Given instruction » Wherever a line in the data below holds "React", copy that line.

Dataset records »
--------------------------------
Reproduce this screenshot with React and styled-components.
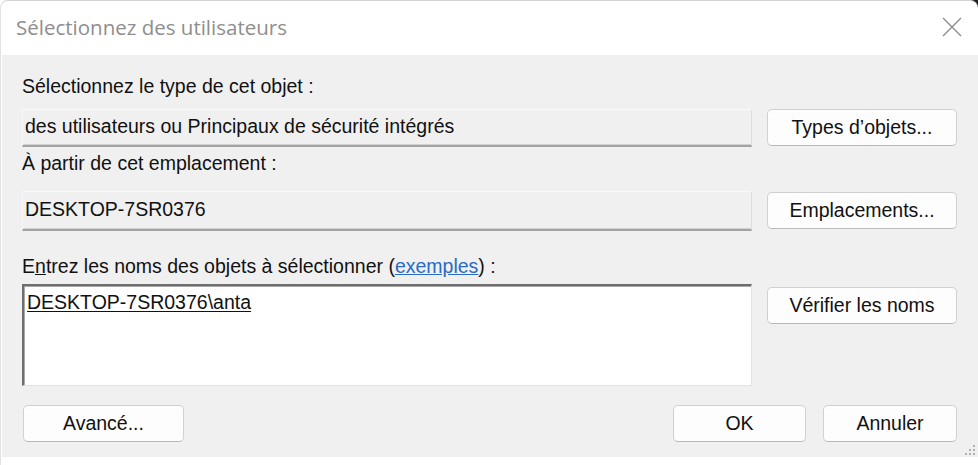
--------------------------------
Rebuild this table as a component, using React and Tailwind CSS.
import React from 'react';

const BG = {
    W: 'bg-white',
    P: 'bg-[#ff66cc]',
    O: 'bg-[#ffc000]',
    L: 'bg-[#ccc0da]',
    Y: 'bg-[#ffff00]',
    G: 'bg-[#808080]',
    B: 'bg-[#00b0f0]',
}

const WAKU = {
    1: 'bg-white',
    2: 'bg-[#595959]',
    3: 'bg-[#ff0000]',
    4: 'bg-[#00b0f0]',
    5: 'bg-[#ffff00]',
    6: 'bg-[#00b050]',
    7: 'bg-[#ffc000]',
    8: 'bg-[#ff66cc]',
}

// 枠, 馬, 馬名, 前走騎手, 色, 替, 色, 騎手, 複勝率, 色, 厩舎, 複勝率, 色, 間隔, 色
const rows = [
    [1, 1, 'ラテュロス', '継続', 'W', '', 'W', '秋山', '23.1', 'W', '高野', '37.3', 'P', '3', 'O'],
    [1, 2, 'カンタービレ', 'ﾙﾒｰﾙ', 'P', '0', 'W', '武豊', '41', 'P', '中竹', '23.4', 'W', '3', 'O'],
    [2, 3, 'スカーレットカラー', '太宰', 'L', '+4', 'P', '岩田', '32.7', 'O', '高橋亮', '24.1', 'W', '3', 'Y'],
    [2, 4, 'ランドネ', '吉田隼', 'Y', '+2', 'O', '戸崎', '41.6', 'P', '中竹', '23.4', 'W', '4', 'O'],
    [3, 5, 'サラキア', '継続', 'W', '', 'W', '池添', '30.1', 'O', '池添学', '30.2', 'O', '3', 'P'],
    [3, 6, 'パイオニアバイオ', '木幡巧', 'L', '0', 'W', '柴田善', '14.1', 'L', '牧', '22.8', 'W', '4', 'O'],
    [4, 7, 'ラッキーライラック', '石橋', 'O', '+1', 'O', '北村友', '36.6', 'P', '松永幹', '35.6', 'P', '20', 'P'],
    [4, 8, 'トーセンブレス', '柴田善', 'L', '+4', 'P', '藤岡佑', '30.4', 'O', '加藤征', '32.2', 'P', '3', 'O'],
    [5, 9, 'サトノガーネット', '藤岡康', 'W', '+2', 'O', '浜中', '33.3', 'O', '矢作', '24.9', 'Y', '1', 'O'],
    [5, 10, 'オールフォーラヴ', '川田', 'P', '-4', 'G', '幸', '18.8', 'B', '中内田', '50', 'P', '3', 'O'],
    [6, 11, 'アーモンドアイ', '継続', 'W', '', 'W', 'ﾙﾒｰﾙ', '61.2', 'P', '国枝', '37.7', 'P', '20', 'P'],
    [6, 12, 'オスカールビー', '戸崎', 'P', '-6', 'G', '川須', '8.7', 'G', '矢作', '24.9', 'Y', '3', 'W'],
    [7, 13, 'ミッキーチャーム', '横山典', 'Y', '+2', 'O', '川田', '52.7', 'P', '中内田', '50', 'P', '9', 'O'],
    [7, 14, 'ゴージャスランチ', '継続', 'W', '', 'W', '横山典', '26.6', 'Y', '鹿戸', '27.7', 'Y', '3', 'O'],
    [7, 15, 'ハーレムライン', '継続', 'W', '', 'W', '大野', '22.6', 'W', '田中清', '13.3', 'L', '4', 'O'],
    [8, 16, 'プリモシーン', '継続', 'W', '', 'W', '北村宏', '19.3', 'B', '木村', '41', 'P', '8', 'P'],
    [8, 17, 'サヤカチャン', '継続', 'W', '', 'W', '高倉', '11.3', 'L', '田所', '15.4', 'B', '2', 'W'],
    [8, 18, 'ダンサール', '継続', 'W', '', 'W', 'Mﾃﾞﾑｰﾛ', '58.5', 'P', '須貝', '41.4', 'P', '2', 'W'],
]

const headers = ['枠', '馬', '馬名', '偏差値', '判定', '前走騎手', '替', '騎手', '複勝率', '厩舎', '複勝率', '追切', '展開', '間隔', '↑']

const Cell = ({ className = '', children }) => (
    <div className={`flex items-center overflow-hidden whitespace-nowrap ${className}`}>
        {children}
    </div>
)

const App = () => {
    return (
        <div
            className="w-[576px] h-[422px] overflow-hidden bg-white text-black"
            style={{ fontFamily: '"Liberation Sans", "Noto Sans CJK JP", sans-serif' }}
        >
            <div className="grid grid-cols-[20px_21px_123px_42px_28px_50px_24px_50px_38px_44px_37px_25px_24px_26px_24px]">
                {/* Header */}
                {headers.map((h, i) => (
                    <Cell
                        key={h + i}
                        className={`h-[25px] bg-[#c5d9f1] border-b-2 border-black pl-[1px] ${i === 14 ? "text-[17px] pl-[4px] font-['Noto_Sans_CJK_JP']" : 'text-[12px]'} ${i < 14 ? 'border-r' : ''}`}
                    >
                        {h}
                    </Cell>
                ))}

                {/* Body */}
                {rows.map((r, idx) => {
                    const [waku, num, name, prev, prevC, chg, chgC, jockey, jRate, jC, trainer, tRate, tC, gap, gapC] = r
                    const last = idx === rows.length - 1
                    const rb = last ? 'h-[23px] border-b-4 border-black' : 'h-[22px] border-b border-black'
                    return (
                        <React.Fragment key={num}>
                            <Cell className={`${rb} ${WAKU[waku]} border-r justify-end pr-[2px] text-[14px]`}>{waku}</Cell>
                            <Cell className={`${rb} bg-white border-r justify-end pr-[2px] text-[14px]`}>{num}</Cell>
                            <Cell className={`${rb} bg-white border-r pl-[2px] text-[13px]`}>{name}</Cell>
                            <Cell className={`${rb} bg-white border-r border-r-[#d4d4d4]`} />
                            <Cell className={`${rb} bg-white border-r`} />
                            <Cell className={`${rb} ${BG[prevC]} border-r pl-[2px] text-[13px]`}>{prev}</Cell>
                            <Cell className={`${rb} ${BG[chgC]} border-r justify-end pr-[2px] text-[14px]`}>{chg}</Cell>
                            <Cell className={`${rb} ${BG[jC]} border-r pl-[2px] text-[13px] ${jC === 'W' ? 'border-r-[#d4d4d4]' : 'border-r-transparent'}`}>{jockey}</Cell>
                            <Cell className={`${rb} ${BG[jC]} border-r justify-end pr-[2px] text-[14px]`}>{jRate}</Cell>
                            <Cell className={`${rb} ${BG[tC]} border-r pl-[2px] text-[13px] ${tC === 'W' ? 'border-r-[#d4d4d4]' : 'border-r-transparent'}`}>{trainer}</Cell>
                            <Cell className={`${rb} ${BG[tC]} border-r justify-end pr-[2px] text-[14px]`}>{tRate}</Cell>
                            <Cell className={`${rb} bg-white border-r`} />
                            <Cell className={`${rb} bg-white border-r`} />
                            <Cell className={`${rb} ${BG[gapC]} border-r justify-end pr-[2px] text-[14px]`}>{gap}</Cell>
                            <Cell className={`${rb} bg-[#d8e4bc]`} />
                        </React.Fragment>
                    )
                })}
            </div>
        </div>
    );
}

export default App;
--------------------------------
Complete answer »
Reproduce this screenshot with React and styled-components.
Rebuild this table as a component, using React and Tailwind CSS.
import React from 'react';
                        <React.Fragment key={num}>
                        </React.Fragment>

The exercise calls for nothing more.